New | Shanghai shares tumble in afternoon despite state media efforts to boost sentiment

A series of calming articles in the official mainland media failed to soothe market jitters yesterday as bourses went for another volatile ride, ending down for the second day running.

The Shanghai Composite Index reversed a midday 1.78 per cent rise to close down 1.62 per cent at 4,229.27. The CSI300 Index of the largest listed companies in Shanghai and Shenzhen dropped 0.95 per cent to 4,553, its lowest finish in more than two weeks.

Mainland markets have been on a tear with the main Shanghai index up more than 120 per cent since state media first played up stock investments last summer.

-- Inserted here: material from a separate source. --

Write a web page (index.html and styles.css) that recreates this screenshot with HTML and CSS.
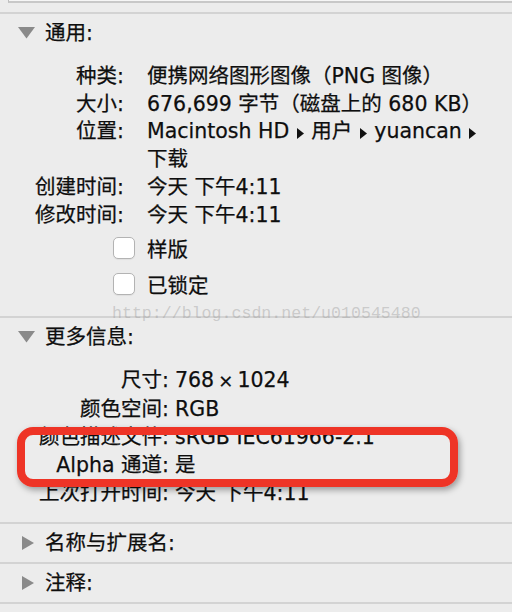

“People take government statements about the market very seriously,” said Tim Condon, head of financial markets research at ING.

Occasional notes of caution from mainland regulators, including warnings about buying stocks on borrowed money – a practice known as margin lending – have competed for investor attention alongside more upbeat pronouncements.

Xinhua News Agency yesterday reassured investors: “In the medium term, there’s adequate upward momentum, so market bullishness will continue. “Both regulators and stock investors hope to see steady and healthy development of the market.”

Mainland financial stocks reflected the swing in daily temperament, with banks broadly down while insurers rose on strong sales and reports that proposed health insurance reforms would include tax concessions.

A buoyant market was attractive for companies seeking to raise capital, Condon said, adding that he saw Beijing’s market boosting agenda as a means to rein in the shadow banking sector.

Now it wanted to temper “speculative excess”, he said.

Ping An Insurance shares closed up 2.82 per cent at 88.58 yuan in heavy trading, while the firm’s Hong Kong-listed equities rose 1.3 per cent to HK$108.70. China Life Insurance stock rose 6.08 per cent to 40.90 yuan.

“Life insurers’ sales are positively correlated to the market as their products are more attractive in rising markets as they have an equity upside,” Credit Suisse analyst Arjan van Veen said.

Hong Kong’s Hang Seng Index dipped 0.41 per cent, or 114.63 points, to 27,640.91 despite leaping more than 200 points in morning trading.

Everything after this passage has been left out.